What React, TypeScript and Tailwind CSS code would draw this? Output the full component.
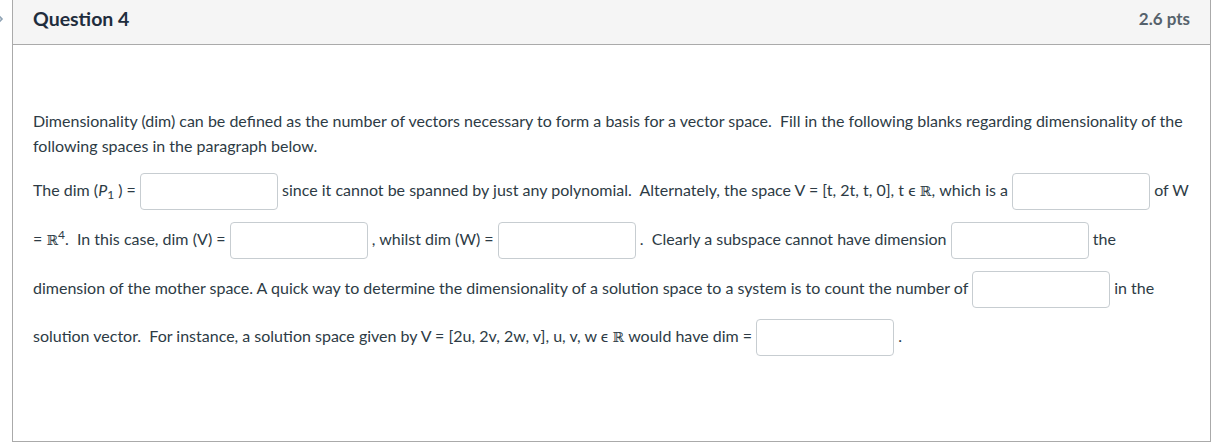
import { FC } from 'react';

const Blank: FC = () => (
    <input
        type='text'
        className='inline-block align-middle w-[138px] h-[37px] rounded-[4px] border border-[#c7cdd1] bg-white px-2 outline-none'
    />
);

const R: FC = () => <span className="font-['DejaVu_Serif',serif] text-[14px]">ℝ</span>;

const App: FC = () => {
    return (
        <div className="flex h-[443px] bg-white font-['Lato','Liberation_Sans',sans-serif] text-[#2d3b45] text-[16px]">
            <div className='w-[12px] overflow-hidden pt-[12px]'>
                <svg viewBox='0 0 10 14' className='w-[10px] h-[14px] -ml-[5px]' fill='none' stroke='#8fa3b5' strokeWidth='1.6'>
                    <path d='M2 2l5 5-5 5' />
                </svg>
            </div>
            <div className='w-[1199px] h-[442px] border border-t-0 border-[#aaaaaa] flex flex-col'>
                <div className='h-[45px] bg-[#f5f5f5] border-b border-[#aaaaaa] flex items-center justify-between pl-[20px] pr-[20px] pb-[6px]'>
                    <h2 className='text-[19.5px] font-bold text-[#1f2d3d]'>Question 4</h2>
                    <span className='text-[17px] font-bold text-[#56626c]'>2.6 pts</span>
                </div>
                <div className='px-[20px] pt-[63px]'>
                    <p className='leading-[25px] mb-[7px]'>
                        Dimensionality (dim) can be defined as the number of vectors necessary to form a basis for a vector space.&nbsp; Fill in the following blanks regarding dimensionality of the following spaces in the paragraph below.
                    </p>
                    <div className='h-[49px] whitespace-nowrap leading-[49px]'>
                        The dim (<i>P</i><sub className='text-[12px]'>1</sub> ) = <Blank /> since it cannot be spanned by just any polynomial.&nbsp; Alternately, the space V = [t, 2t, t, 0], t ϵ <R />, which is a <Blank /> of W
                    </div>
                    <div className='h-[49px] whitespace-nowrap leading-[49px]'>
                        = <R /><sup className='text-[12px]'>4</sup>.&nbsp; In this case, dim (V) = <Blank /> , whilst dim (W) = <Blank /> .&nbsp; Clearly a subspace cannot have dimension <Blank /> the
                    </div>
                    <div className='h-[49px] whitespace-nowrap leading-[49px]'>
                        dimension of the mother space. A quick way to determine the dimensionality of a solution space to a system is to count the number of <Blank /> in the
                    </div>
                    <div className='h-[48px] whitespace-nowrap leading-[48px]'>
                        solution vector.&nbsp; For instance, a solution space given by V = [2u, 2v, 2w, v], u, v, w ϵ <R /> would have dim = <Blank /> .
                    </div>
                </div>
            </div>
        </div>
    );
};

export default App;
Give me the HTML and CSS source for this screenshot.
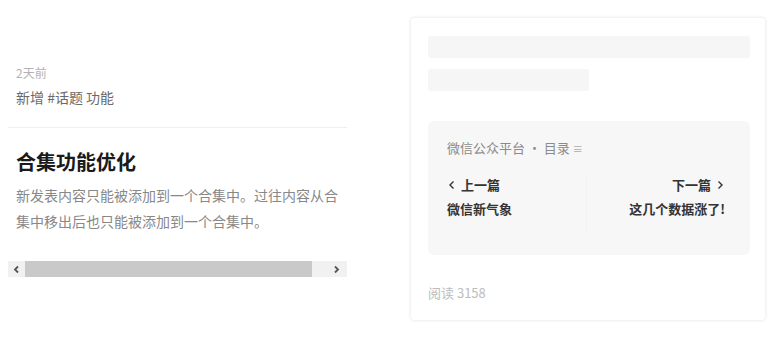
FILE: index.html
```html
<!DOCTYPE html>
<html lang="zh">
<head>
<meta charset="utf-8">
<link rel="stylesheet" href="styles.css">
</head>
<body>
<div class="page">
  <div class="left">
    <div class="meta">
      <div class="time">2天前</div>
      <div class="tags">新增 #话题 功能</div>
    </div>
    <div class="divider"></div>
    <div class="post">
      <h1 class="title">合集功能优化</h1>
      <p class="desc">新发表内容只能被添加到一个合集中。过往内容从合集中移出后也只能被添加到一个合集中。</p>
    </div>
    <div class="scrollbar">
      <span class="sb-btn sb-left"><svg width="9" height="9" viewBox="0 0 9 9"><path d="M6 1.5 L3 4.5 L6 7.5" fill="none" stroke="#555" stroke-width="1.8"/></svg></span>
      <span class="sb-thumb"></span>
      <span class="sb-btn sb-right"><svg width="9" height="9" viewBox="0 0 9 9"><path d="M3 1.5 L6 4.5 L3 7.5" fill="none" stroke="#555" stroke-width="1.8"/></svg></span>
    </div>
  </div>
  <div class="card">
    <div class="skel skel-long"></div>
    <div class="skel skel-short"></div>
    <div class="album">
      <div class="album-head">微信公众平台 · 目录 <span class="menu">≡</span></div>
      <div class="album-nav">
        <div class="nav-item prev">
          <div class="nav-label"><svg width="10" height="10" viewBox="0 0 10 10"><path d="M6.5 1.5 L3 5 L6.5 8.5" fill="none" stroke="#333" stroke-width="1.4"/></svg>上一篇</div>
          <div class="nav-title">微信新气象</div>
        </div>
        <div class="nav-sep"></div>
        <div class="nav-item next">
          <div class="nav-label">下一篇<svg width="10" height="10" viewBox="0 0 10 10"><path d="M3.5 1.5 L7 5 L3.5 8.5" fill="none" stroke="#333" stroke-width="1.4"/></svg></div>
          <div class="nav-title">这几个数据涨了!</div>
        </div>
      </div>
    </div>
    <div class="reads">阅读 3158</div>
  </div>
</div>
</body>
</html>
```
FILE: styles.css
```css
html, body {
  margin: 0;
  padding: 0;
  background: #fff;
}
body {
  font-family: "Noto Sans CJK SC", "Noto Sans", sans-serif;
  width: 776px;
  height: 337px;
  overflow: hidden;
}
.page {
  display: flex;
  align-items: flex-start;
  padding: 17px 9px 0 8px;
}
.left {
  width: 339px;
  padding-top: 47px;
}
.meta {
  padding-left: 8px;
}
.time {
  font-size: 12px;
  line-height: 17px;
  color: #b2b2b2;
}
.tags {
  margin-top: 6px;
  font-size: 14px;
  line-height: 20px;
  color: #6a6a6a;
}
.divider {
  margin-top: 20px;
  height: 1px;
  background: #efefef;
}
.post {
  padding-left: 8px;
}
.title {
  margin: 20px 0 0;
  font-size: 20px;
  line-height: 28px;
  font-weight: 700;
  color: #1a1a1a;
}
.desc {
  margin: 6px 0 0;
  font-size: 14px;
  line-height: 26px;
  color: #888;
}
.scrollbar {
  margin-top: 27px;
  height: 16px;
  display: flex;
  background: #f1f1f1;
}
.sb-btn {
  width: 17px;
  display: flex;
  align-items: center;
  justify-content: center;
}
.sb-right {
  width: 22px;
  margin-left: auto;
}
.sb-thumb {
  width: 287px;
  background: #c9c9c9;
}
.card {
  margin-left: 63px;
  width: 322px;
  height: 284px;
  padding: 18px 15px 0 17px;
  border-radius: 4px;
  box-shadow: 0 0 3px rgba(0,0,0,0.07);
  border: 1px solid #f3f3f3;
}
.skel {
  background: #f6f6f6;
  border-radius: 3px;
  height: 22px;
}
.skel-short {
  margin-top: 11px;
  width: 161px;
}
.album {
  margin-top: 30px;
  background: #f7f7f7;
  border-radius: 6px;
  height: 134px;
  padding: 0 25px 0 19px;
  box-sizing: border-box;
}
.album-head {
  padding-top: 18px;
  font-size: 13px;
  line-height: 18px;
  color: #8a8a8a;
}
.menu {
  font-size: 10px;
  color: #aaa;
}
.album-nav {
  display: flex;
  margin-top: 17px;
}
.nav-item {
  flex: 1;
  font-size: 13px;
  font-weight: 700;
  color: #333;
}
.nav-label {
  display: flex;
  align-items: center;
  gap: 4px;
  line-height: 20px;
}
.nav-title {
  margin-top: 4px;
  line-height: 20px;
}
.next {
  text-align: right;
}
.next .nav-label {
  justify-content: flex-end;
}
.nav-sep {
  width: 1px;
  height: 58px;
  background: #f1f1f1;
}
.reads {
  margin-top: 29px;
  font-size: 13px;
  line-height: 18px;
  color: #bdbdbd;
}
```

************

- EXERCISE DESCRIPTION
Print every record above exactly as written, leaving out the pictures.

- EXERCISE ANSWER
What React, TypeScript and Tailwind CSS code would draw this? Output the full component.
import { FC } from 'react';

const Blank: FC = () => (
    <input
        type='text'
        className='inline-block align-middle w-[138px] h-[37px] rounded-[4px] border border-[#c7cdd1] bg-white px-2 outline-none'
    />
);

const R: FC = () => <span className="font-['DejaVu_Serif',serif] text-[14px]">ℝ</span>;

const App: FC = () => {
    return (
        <div className="flex h-[443px] bg-white font-['Lato','Liberation_Sans',sans-serif] text-[#2d3b45] text-[16px]">
            <div className='w-[12px] overflow-hidden pt-[12px]'>
                <svg viewBox='0 0 10 14' className='w-[10px] h-[14px] -ml-[5px]' fill='none' stroke='#8fa3b5' strokeWidth='1.6'>
                    <path d='M2 2l5 5-5 5' />
                </svg>
            </div>
            <div className='w-[1199px] h-[442px] border border-t-0 border-[#aaaaaa] flex flex-col'>
                <div className='h-[45px] bg-[#f5f5f5] border-b border-[#aaaaaa] flex items-center justify-between pl-[20px] pr-[20px] pb-[6px]'>
                    <h2 className='text-[19.5px] font-bold text-[#1f2d3d]'>Question 4</h2>
                    <span className='text-[17px] font-bold text-[#56626c]'>2.6 pts</span>
                </div>
                <div className='px-[20px] pt-[63px]'>
                    <p className='leading-[25px] mb-[7px]'>
                        Dimensionality (dim) can be defined as the number of vectors necessary to form a basis for a vector space.&nbsp; Fill in the following blanks regarding dimensionality of the following spaces in the paragraph below.
                    </p>
                    <div className='h-[49px] whitespace-nowrap leading-[49px]'>
                        The dim (<i>P</i><sub className='text-[12px]'>1</sub> ) = <Blank /> since it cannot be spanned by just any polynomial.&nbsp; Alternately, the space V = [t, 2t, t, 0], t ϵ <R />, which is a <Blank /> of W
                    </div>
                    <div className='h-[49px] whitespace-nowrap leading-[49px]'>
                        = <R /><sup className='text-[12px]'>4</sup>.&nbsp; In this case, dim (V) = <Blank /> , whilst dim (W) = <Blank /> .&nbsp; Clearly a subspace cannot have dimension <Blank /> the
                    </div>
                    <div className='h-[49px] whitespace-nowrap leading-[49px]'>
                        dimension of the mother space. A quick way to determine the dimensionality of a solution space to a system is to count the number of <Blank /> in the
                    </div>
                    <div className='h-[48px] whitespace-nowrap leading-[48px]'>
                        solution vector.&nbsp; For instance, a solution space given by V = [2u, 2v, 2w, v], u, v, w ϵ <R /> would have dim = <Blank /> .
                    </div>
                </div>
            </div>
        </div>
    );
};

export default App;
Give me the HTML and CSS source for this screenshot.
FILE: index.html
```html
<!DOCTYPE html>
<html lang="zh">
<head>
<meta charset="utf-8">
<link rel="stylesheet" href="styles.css">
</head>
<body>
<div class="page">
  <div class="left">
    <div class="meta">
      <div class="time">2天前</div>
      <div class="tags">新增 #话题 功能</div>
    </div>
    <div class="divider"></div>
    <div class="post">
      <h1 class="title">合集功能优化</h1>
      <p class="desc">新发表内容只能被添加到一个合集中。过往内容从合集中移出后也只能被添加到一个合集中。</p>
    </div>
    <div class="scrollbar">
      <span class="sb-btn sb-left"><svg width="9" height="9" viewBox="0 0 9 9"><path d="M6 1.5 L3 4.5 L6 7.5" fill="none" stroke="#555" stroke-width="1.8"/></svg></span>
      <span class="sb-thumb"></span>
      <span class="sb-btn sb-right"><svg width="9" height="9" viewBox="0 0 9 9"><path d="M3 1.5 L6 4.5 L3 7.5" fill="none" stroke="#555" stroke-width="1.8"/></svg></span>
    </div>
  </div>
  <div class="card">
    <div class="skel skel-long"></div>
    <div class="skel skel-short"></div>
    <div class="album">
      <div class="album-head">微信公众平台 · 目录 <span class="menu">≡</span></div>
      <div class="album-nav">
        <div class="nav-item prev">
          <div class="nav-label"><svg width="10" height="10" viewBox="0 0 10 10"><path d="M6.5 1.5 L3 5 L6.5 8.5" fill="none" stroke="#333" stroke-width="1.4"/></svg>上一篇</div>
          <div class="nav-title">微信新气象</div>
        </div>
        <div class="nav-sep"></div>
        <div class="nav-item next">
          <div class="nav-label">下一篇<svg width="10" height="10" viewBox="0 0 10 10"><path d="M3.5 1.5 L7 5 L3.5 8.5" fill="none" stroke="#333" stroke-width="1.4"/></svg></div>
          <div class="nav-title">这几个数据涨了!</div>
        </div>
      </div>
    </div>
    <div class="reads">阅读 3158</div>
  </div>
</div>
</body>
</html>
```
FILE: styles.css
```css
html, body {
  margin: 0;
  padding: 0;
  background: #fff;
}
body {
  font-family: "Noto Sans CJK SC", "Noto Sans", sans-serif;
  width: 776px;
  height: 337px;
  overflow: hidden;
}
.page {
  display: flex;
  align-items: flex-start;
  padding: 17px 9px 0 8px;
}
.left {
  width: 339px;
  padding-top: 47px;
}
.meta {
  padding-left: 8px;
}
.time {
  font-size: 12px;
  line-height: 17px;
  color: #b2b2b2;
}
.tags {
  margin-top: 6px;
  font-size: 14px;
  line-height: 20px;
  color: #6a6a6a;
}
.divider {
  margin-top: 20px;
  height: 1px;
  background: #efefef;
}
.post {
  padding-left: 8px;
}
.title {
  margin: 20px 0 0;
  font-size: 20px;
  line-height: 28px;
  font-weight: 700;
  color: #1a1a1a;
}
.desc {
  margin: 6px 0 0;
  font-size: 14px;
  line-height: 26px;
  color: #888;
}
.scrollbar {
  margin-top: 27px;
  height: 16px;
  display: flex;
  background: #f1f1f1;
}
.sb-btn {
  width: 17px;
  display: flex;
  align-items: center;
  justify-content: center;
}
.sb-right {
  width: 22px;
  margin-left: auto;
}
.sb-thumb {
  width: 287px;
  background: #c9c9c9;
}
.card {
  margin-left: 63px;
  width: 322px;
  height: 284px;
  padding: 18px 15px 0 17px;
  border-radius: 4px;
  box-shadow: 0 0 3px rgba(0,0,0,0.07);
  border: 1px solid #f3f3f3;
}
.skel {
  background: #f6f6f6;
  border-radius: 3px;
  height: 22px;
}
.skel-short {
  margin-top: 11px;
  width: 161px;
}
.album {
  margin-top: 30px;
  background: #f7f7f7;
  border-radius: 6px;
  height: 134px;
  padding: 0 25px 0 19px;
  box-sizing: border-box;
}
.album-head {
  padding-top: 18px;
  font-size: 13px;
  line-height: 18px;
  color: #8a8a8a;
}
.menu {
  font-size: 10px;
  color: #aaa;
}
.album-nav {
  display: flex;
  margin-top: 17px;
}
.nav-item {
  flex: 1;
  font-size: 13px;
  font-weight: 700;
  color: #333;
}
.nav-label {
  display: flex;
  align-items: center;
  gap: 4px;
  line-height: 20px;
}
.nav-title {
  margin-top: 4px;
  line-height: 20px;
}
.next {
  text-align: right;
}
.next .nav-label {
  justify-content: flex-end;
}
.nav-sep {
  width: 1px;
  height: 58px;
  background: #f1f1f1;
}
.reads {
  margin-top: 29px;
  font-size: 13px;
  line-height: 18px;
  color: #bdbdbd;
}
```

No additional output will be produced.